## [GOAL OF THE EXERCISE]
Report all lines holding "index".
BEGIN INFORMATION GIVEN
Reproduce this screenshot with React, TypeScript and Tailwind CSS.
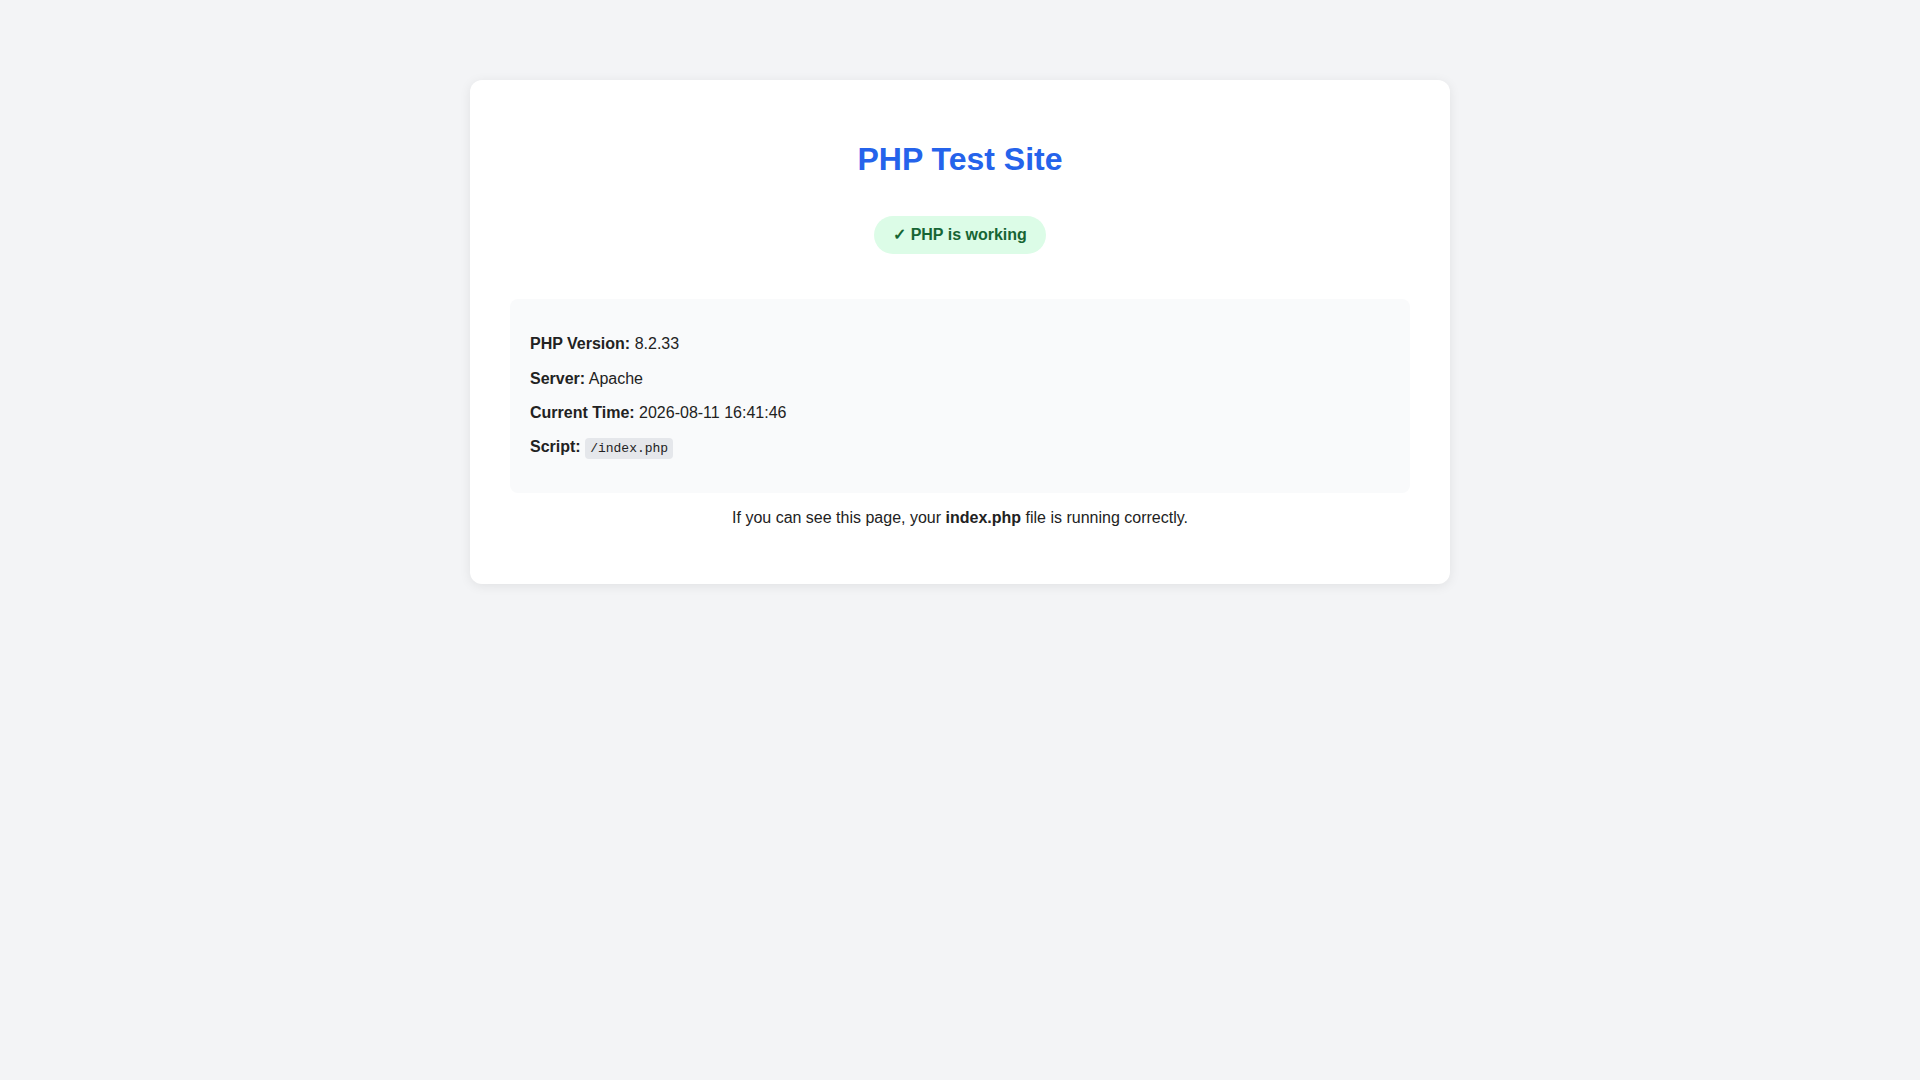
export default function App() {
  return (
    <div className="min-h-screen bg-[#f3f4f6] pt-20 font-['Liberation_Sans',Arial,sans-serif] text-base leading-[1.15] text-[#222]">
      <div className="mx-auto w-[980px] rounded-xl bg-white p-10 shadow-[0_2px_12px_rgba(0,0,0,0.08)]">
        <h1 className="mt-[21px] text-center text-[32px] font-bold text-[#2563eb]">
          PHP Test Site
        </h1>
        <div className="mt-[38px] text-center">
          <span className="inline-block rounded-full bg-[#dcfce7] px-[19px] py-[10px] font-bold text-[#166534]">
            ✓ PHP is working
          </span>
        </div>
        <div className="mt-[45px] rounded-lg bg-[#f9fafb] px-5 py-9">
          <div className="flex flex-col gap-4">
            <p>
              <strong>PHP Version:</strong> 8.2.33
            </p>
            <p>
              <strong>Server:</strong> Apache
            </p>
            <p>
              <strong>Current Time:</strong> 2026-08-11 16:41:46
            </p>
            <p>
              <strong>Script:</strong>{' '}
              <code className="rounded bg-[#e5e7eb] px-[5px] py-[3px] font-['Liberation_Mono',monospace] text-[13px]">
                /index.php
              </code>
            </p>
          </div>
        </div>
        <p className="my-4 text-center">
          If you can see this page, your <strong>index.php</strong> file is running correctly.
        </p>
      </div>
    </div>
  )
}
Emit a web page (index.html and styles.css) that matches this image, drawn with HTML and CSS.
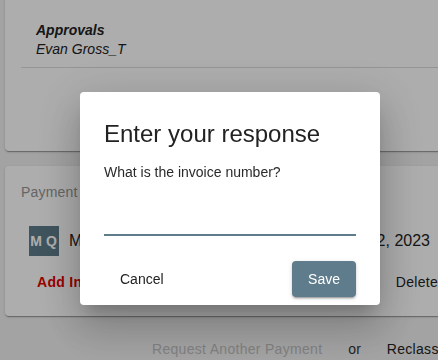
FILE: index.html
```html
<!DOCTYPE html>
<html lang="en">
<head>
    <meta charset="UTF-8">
    <meta name="viewport" content="width=device-width, initial-scale=1.0">
    <title>Payment request</title>
    <link rel="stylesheet" href="styles.css">
</head>
<body>

    <div class="page">
        <!-- approvals summary -->
        <div class="card summary">
            <div class="approvals">
                <div class="approvals-title">Approvals</div>
                <div class="approvals-name">Evan Gross_T</div>
            </div>
            <div class="divider"></div>
        </div>

        <!-- payment card -->
        <div class="card payment">
            <div class="card-label">Payment details</div>
            <div class="payment-row">
                <div class="avatar">MQ</div>
                <span class="payee">Mary Quinn</span>
                <span class="payment-date">Jan 12, 2023</span>
            </div>
            <div class="payment-actions">
                <button class="link-button add">Add Invoice</button>
                <button class="link-button delete">Delete</button>
            </div>
        </div>

        <div class="footer-actions">
            <button class="link-button disabled">Request Another Payment</button>
            <span class="or">or</span>
            <button class="link-button">Reclassify</button>
        </div>
    </div>

    <!-- dialog -->
    <div class="backdrop">
        <div class="dialog">
            <h2 class="dialog-title">Enter your response</h2>
            <p class="dialog-question">What is the invoice number?</p>
            <div class="field">
                <input type="text" class="field-input">
            </div>
            <div class="dialog-actions">
                <button class="text-button">Cancel</button>
                <button class="save-button">Save</button>
            </div>
        </div>
    </div>

</body>
</html>
```

FILE: styles.css
```css
body {
    margin: 0;
    background: #f0f0f0;
    font-family: "Liberation Sans", Arial, sans-serif;
    color: #222;
    overflow: hidden;
    height: 100vh;
}

.page {
    width: 470px;
    padding: 0 5px;
}

.card {
    background: #ffffff;
    border-radius: 4px;
    box-shadow: 0 2px 1px -1px rgba(0, 0, 0, 0.2), 0 1px 1px rgba(0, 0, 0, 0.14), 0 1px 3px rgba(0, 0, 0, 0.12);
}

/* 审批 */
.summary {
    margin-top: -12px;
    padding: 33px 0 83px 16px;
}

.approvals {
    padding-left: 15px;
    font-size: 14px;
    line-height: 19px;
    font-style: italic;
}

.approvals-title {
    font-weight: bold;
}

.divider {
    margin-top: 8px;
    border-top: 1px solid #dcdcdc;
}

/* 付款卡片 */
.payment {
    margin-top: 15px;
    padding: 17px 37px 24px 16px;
}

.card-label {
    font-size: 14px;
    line-height: 19px;
    color: #959595;
    letter-spacing: 0.2px;
}

.payment-row {
    display: flex;
    align-items: center;
    margin-top: 24px;
    padding-left: 8px;
    padding-right: 8px;
}

.avatar {
    width: 30px;
    height: 30px;
    background: #5e7c8b;
    color: #ffffff;
    font-size: 14px;
    font-weight: bold;
    letter-spacing: 4px;
    text-indent: 3px;
    display: flex;
    align-items: center;
    justify-content: center;
}

.payee {
    margin-left: 10px;
    font-size: 16px;
}

.payment-date {
    margin-left: auto;
    font-size: 16px;
}

.payment-actions {
    display: flex;
    margin-top: 17px;
}

.link-button {
    background: none;
    border: none;
    padding: 0;
    font-family: inherit;
    font-size: 14px;
    line-height: 19px;
    letter-spacing: 0.3px;
    color: #222;
    cursor: pointer;
}

.link-button.add {
    margin-left: 16px;
    color: #e20000;
    font-weight: bold;
}

.link-button.delete {
    margin-left: auto;
}

.link-button.disabled {
    color: #bdbdbd;
}

.footer-actions {
    display: flex;
    gap: 26px;
    margin-top: 24px;
    padding-left: 147px;
    font-size: 14px;
    line-height: 19px;
}

.or {
    color: #333;
}

/* 弹窗遮罩 */
.backdrop {
    position: fixed;
    left: 0;
    top: 0;
    right: 0;
    bottom: 0;
    background: rgba(0, 0, 0, 0.32);
    padding: 92px 0 0 80px;
}

.dialog {
    width: 300px;
    box-sizing: border-box;
    background: #ffffff;
    border-radius: 4px;
    padding: 26px 24px 8px;
    box-shadow: 0 11px 15px -7px rgba(0, 0, 0, 0.2), 0 24px 38px 3px rgba(0, 0, 0, 0.14), 0 9px 46px 8px rgba(0, 0, 0, 0.12);
}

.dialog-title {
    margin: 0;
    font-size: 24px;
    line-height: 32px;
    font-weight: normal;
    color: #222;
}

.dialog-question {
    margin: 13px 0 0;
    font-size: 14px;
    line-height: 19px;
    color: #2a2a2a;
}

.field {
    height: 52px;
    border-bottom: 2px solid #5e7c8b;
    display: flex;
    align-items: flex-end;
}

.field-input {
    width: 100%;
    border: none;
    outline: none;
    padding: 0 0 6px;
    font-family: inherit;
    font-size: 16px;
    background: transparent;
}

.dialog-actions {
    display: flex;
    justify-content: space-between;
    margin-top: 25px;
}

.text-button,
.save-button {
    height: 36px;
    padding: 0 16px;
    border: none;
    border-radius: 4px;
    font-family: inherit;
    font-size: 14px;
    cursor: pointer;
}

.text-button {
    background: none;
    color: #222;
}

.save-button {
    background: #5e7c8b;
    color: #ffffff;
    box-shadow: 0 3px 1px -2px rgba(0, 0, 0, 0.2), 0 2px 2px rgba(0, 0, 0, 0.14), 0 1px 5px rgba(0, 0, 0, 0.12);
}
```
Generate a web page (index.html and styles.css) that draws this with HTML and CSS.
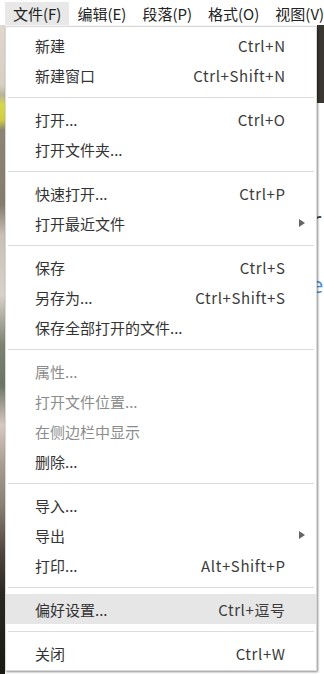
FILE: index.html
```html
<!DOCTYPE html>
<html lang="zh-CN">
<head>
    <meta charset="UTF-8">
    <meta name="viewport" content="width=device-width, initial-scale=1.0">
    <title>文件菜单</title>
    <link rel="stylesheet" href="styles.css">
</head>
<body>
    <div class="menubar">
        <div class="menubar-item active">文件(F)</div>
        <div class="menubar-item">编辑(E)</div>
        <div class="menubar-item">段落(P)</div>
        <div class="menubar-item">格式(O)</div>
        <div class="menubar-item">视图(V)</div>
    </div>

    <div class="workspace">
        <div class="photo-strip"></div>

        <div class="menu">
            <div class="menu-item"><span class="label">新建</span><span class="shortcut">Ctrl+N</span><span class="arrow-col"></span></div>
            <div class="menu-item"><span class="label">新建窗口</span><span class="shortcut">Ctrl+Shift+N</span><span class="arrow-col"></span></div>
            <div class="separator"></div>
            <div class="menu-item"><span class="label">打开...</span><span class="shortcut">Ctrl+O</span><span class="arrow-col"></span></div>
            <div class="menu-item"><span class="label">打开文件夹...</span><span class="shortcut"></span><span class="arrow-col"></span></div>
            <div class="separator"></div>
            <div class="menu-item"><span class="label">快速打开...</span><span class="shortcut">Ctrl+P</span><span class="arrow-col"></span></div>
            <div class="menu-item"><span class="label">打开最近文件</span><span class="shortcut"></span><span class="arrow-col"><span class="arrow"></span></span></div>
            <div class="separator"></div>
            <div class="menu-item"><span class="label">保存</span><span class="shortcut">Ctrl+S</span><span class="arrow-col"></span></div>
            <div class="menu-item"><span class="label">另存为...</span><span class="shortcut">Ctrl+Shift+S</span><span class="arrow-col"></span></div>
            <div class="menu-item"><span class="label">保存全部打开的文件...</span><span class="shortcut"></span><span class="arrow-col"></span></div>
            <div class="separator"></div>
            <div class="menu-item disabled"><span class="label">属性...</span><span class="shortcut"></span><span class="arrow-col"></span></div>
            <div class="menu-item disabled"><span class="label">打开文件位置...</span><span class="shortcut"></span><span class="arrow-col"></span></div>
            <div class="menu-item disabled"><span class="label">在侧边栏中显示</span><span class="shortcut"></span><span class="arrow-col"></span></div>
            <div class="menu-item"><span class="label">删除...</span><span class="shortcut"></span><span class="arrow-col"></span></div>
            <div class="separator"></div>
            <div class="menu-item"><span class="label">导入...</span><span class="shortcut"></span><span class="arrow-col"></span></div>
            <div class="menu-item"><span class="label">导出</span><span class="shortcut"></span><span class="arrow-col"><span class="arrow"></span></span></div>
            <div class="menu-item"><span class="label">打印...</span><span class="shortcut">Alt+Shift+P</span><span class="arrow-col"></span></div>
            <div class="separator"></div>
            <div class="menu-item hover"><span class="label">偏好设置...</span><span class="shortcut">Ctrl+逗号</span><span class="arrow-col"></span></div>
            <div class="separator"></div>
            <div class="menu-item"><span class="label">关闭</span><span class="shortcut">Ctrl+W</span><span class="arrow-col"></span></div>
        </div>

        <div class="editor-edge">
            <div class="dark-block"></div>
            <div class="peek peek-r">r</div>
            <div class="peek peek-e">e</div>
        </div>
    </div>
</body>
</html>
```

FILE: styles.css
```css
* {
    margin: 0;
    padding: 0;
    box-sizing: border-box;
}

html, body {
    width: 324px;
    height: 674px;
    overflow: hidden;
}

body {
    font-family: "Noto Sans CJK SC", "Noto Sans", sans-serif;
    font-size: 15px;
    color: #333;
    background: #fff;
}

.menubar {
    display: flex;
    height: 25px;
    padding: 2px 0 0 5px;
    background: #fff;
}

.menubar-item {
    padding: 0 8px;
    height: 23px;
    line-height: 23px;
    color: #222;
    white-space: nowrap;
}

.menubar-item.active {
    background: #e8e8e8;
}

.workspace {
    display: flex;
    height: 649px;
}

.photo-strip {
    width: 5px;
    flex: none;
    background: linear-gradient(180deg,
        #e0d8cc 0px, #d6cfc2 60px, #b8b49a 70px, #d8d84a 80px, #d0cc40 95px,
        #8c8474 105px, #857c6c 180px, #c8c0b4 210px, #d8d2c8 270px,
        #7c8270 320px, #6c7464 360px, #d8c8c0 400px, #a89c90 440px,
        #8a8074 480px, #4c443a 530px, #2a2822 570px, #1a1a14 649px);
}

.menu {
    width: 312px;
    flex: none;
    margin-top: 1px;
    height: 645px;
    padding: 3px 0 4px;
    background: #fff;
    border: 1px solid #d8d8d8;
    box-shadow: 1px 1px 2px rgba(0, 0, 0, 0.45);
    position: relative;
    z-index: 1;
}

.menu-item {
    display: flex;
    align-items: center;
    height: 30px;
    padding: 0 11px 0 29px;
    white-space: nowrap;
}

.menu-item.hover {
    background: #e6e6e6;
}

.menu-item.disabled {
    color: #8c8c8c;
}

.label {
    flex: 1;
}

.shortcut {
    letter-spacing: 0.6px;
    margin-right: -0.6px;
    color: #3c3c3c;
}

.arrow-col {
    width: 20px;
    display: flex;
    justify-content: flex-end;
}

.arrow {
    width: 0;
    height: 0;
    border-top: 4.5px solid transparent;
    border-bottom: 4.5px solid transparent;
    border-left: 6px solid #666;
}

.separator {
    height: 14px;
    margin: 0 2px;
    display: flex;
    align-items: center;
}

.separator::before {
    content: "";
    flex: 1;
    height: 1px;
    background: #dcdcdc;
}

.editor-edge {
    flex: 1;
    background: #fff;
    overflow: hidden;
}

.dark-block {
    height: 78px;
    background: #3a3632;
}

.peek {
    line-height: 1;
    margin-left: -6px;
    font-family: "Open Sans", sans-serif;
}

.peek-r {
    margin-top: 104px;
    font-size: 26px;
    color: #444;
}

.peek-e {
    margin-top: 40px;
    font-size: 22px;
    color: #4a90d9;
}
```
END INFORMATION GIVEN
## [EXERCISE RESPONSE]
                /index.php
          If you can see this page, your <strong>index.php</strong> file is running correctly.
Emit a web page (index.html and styles.css) that matches this image, drawn with HTML and CSS.
FILE: index.html
Generate a web page (index.html and styles.css) that draws this with HTML and CSS.
FILE: index.html
    z-index: 1;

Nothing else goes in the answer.